* COLLECTED MATERIAL
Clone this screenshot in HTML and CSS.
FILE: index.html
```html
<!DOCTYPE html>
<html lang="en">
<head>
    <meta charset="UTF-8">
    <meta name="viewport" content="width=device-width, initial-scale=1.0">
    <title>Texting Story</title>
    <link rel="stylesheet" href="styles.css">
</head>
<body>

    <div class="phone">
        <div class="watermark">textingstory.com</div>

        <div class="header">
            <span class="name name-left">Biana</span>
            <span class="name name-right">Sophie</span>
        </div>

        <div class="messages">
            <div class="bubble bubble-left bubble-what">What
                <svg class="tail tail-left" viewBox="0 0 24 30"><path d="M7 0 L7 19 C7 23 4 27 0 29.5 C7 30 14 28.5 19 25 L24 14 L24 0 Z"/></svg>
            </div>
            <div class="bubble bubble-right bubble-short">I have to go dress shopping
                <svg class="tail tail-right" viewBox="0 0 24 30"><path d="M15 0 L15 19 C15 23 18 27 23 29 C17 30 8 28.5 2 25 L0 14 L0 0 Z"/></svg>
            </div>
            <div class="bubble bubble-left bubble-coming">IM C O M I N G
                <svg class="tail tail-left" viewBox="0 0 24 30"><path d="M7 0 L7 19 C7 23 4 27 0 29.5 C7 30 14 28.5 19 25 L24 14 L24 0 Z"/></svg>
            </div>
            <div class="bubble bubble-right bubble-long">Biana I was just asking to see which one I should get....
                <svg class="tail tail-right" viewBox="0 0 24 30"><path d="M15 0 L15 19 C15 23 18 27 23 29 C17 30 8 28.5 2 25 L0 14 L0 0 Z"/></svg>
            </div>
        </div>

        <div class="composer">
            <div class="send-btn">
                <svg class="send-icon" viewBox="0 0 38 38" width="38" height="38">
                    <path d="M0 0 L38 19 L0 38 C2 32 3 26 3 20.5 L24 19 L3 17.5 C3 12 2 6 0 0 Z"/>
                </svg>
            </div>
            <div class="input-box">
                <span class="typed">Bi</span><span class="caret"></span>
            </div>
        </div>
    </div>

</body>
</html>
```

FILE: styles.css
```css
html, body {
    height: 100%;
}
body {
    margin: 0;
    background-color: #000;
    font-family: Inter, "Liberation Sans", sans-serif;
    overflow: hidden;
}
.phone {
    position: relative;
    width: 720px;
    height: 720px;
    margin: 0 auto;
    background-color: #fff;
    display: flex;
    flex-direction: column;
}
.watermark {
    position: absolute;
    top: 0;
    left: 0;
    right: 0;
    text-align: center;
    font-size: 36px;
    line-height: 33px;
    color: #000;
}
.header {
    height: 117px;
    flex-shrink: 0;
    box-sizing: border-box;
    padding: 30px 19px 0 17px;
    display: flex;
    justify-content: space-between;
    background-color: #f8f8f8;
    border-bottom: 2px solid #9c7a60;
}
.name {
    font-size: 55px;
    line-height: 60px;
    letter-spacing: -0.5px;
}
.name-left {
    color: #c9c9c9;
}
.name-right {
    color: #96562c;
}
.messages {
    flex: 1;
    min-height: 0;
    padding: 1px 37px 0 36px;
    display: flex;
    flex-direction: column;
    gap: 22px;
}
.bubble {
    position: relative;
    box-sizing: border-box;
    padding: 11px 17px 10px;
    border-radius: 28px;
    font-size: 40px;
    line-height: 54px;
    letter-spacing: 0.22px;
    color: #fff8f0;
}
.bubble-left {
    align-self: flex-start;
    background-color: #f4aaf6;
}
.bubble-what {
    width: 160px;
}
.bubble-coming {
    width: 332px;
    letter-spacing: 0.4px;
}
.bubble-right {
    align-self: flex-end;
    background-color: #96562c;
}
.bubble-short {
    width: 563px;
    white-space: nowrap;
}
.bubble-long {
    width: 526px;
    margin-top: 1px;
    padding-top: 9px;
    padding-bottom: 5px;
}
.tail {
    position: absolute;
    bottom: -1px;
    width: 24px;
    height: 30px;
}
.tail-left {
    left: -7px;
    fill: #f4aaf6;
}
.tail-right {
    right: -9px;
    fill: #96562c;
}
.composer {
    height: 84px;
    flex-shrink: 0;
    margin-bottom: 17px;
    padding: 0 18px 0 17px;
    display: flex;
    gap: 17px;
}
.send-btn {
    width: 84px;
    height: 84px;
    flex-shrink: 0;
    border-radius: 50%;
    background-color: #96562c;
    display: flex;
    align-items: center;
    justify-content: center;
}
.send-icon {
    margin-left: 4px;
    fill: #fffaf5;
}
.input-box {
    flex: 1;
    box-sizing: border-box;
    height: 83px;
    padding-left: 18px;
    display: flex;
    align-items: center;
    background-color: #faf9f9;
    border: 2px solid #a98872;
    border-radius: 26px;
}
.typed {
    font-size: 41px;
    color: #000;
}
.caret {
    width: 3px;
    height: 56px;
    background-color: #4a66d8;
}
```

* TASK PROMPT
Copy out each line exactly.

* ANSWER
Clone this screenshot in HTML and CSS.
FILE: index.html
```html
<!DOCTYPE html>
<html lang="en">
<head>
    <meta charset="UTF-8">
    <meta name="viewport" content="width=device-width, initial-scale=1.0">
    <title>Texting Story</title>
    <link rel="stylesheet" href="styles.css">
</head>
<body>

    <div class="phone">
        <div class="watermark">textingstory.com</div>

        <div class="header">
            <span class="name name-left">Biana</span>
            <span class="name name-right">Sophie</span>
        </div>

        <div class="messages">
            <div class="bubble bubble-left bubble-what">What
                <svg class="tail tail-left" viewBox="0 0 24 30"><path d="M7 0 L7 19 C7 23 4 27 0 29.5 C7 30 14 28.5 19 25 L24 14 L24 0 Z"/></svg>
            </div>
            <div class="bubble bubble-right bubble-short">I have to go dress shopping
                <svg class="tail tail-right" viewBox="0 0 24 30"><path d="M15 0 L15 19 C15 23 18 27 23 29 C17 30 8 28.5 2 25 L0 14 L0 0 Z"/></svg>
            </div>
            <div class="bubble bubble-left bubble-coming">IM C O M I N G
                <svg class="tail tail-left" viewBox="0 0 24 30"><path d="M7 0 L7 19 C7 23 4 27 0 29.5 C7 30 14 28.5 19 25 L24 14 L24 0 Z"/></svg>
            </div>
            <div class="bubble bubble-right bubble-long">Biana I was just asking to see which one I should get....
                <svg class="tail tail-right" viewBox="0 0 24 30"><path d="M15 0 L15 19 C15 23 18 27 23 29 C17 30 8 28.5 2 25 L0 14 L0 0 Z"/></svg>
            </div>
        </div>

        <div class="composer">
            <div class="send-btn">
                <svg class="send-icon" viewBox="0 0 38 38" width="38" height="38">
                    <path d="M0 0 L38 19 L0 38 C2 32 3 26 3 20.5 L24 19 L3 17.5 C3 12 2 6 0 0 Z"/>
                </svg>
            </div>
            <div class="input-box">
                <span class="typed">Bi</span><span class="caret"></span>
            </div>
        </div>
    </div>

</body>
</html>
```

FILE: styles.css
```css
html, body {
    height: 100%;
}
body {
    margin: 0;
    background-color: #000;
    font-family: Inter, "Liberation Sans", sans-serif;
    overflow: hidden;
}
.phone {
    position: relative;
    width: 720px;
    height: 720px;
    margin: 0 auto;
    background-color: #fff;
    display: flex;
    flex-direction: column;
}
.watermark {
    position: absolute;
    top: 0;
    left: 0;
    right: 0;
    text-align: center;
    font-size: 36px;
    line-height: 33px;
    color: #000;
}
.header {
    height: 117px;
    flex-shrink: 0;
    box-sizing: border-box;
    padding: 30px 19px 0 17px;
    display: flex;
    justify-content: space-between;
    background-color: #f8f8f8;
    border-bottom: 2px solid #9c7a60;
}
.name {
    font-size: 55px;
    line-height: 60px;
    letter-spacing: -0.5px;
}
.name-left {
    color: #c9c9c9;
}
.name-right {
    color: #96562c;
}
.messages {
    flex: 1;
    min-height: 0;
    padding: 1px 37px 0 36px;
    display: flex;
    flex-direction: column;
    gap: 22px;
}
.bubble {
    position: relative;
    box-sizing: border-box;
    padding: 11px 17px 10px;
    border-radius: 28px;
    font-size: 40px;
    line-height: 54px;
    letter-spacing: 0.22px;
    color: #fff8f0;
}
.bubble-left {
    align-self: flex-start;
    background-color: #f4aaf6;
}
.bubble-what {
    width: 160px;
}
.bubble-coming {
    width: 332px;
    letter-spacing: 0.4px;
}
.bubble-right {
    align-self: flex-end;
    background-color: #96562c;
}
.bubble-short {
    width: 563px;
    white-space: nowrap;
}
.bubble-long {
    width: 526px;
    margin-top: 1px;
    padding-top: 9px;
    padding-bottom: 5px;
}
.tail {
    position: absolute;
    bottom: -1px;
    width: 24px;
    height: 30px;
}
.tail-left {
    left: -7px;
    fill: #f4aaf6;
}
.tail-right {
    right: -9px;
    fill: #96562c;
}
.composer {
    height: 84px;
    flex-shrink: 0;
    margin-bottom: 17px;
    padding: 0 18px 0 17px;
    display: flex;
    gap: 17px;
}
.send-btn {
    width: 84px;
    height: 84px;
    flex-shrink: 0;
    border-radius: 50%;
    background-color: #96562c;
    display: flex;
    align-items: center;
    justify-content: center;
}
.send-icon {
    margin-left: 4px;
    fill: #fffaf5;
}
.input-box {
    flex: 1;
    box-sizing: border-box;
    height: 83px;
    padding-left: 18px;
    display: flex;
    align-items: center;
    background-color: #faf9f9;
    border: 2px solid #a98872;
    border-radius: 26px;
}
.typed {
    font-size: 41px;
    color: #000;
}
.caret {
    width: 3px;
    height: 56px;
    background-color: #4a66d8;
}
```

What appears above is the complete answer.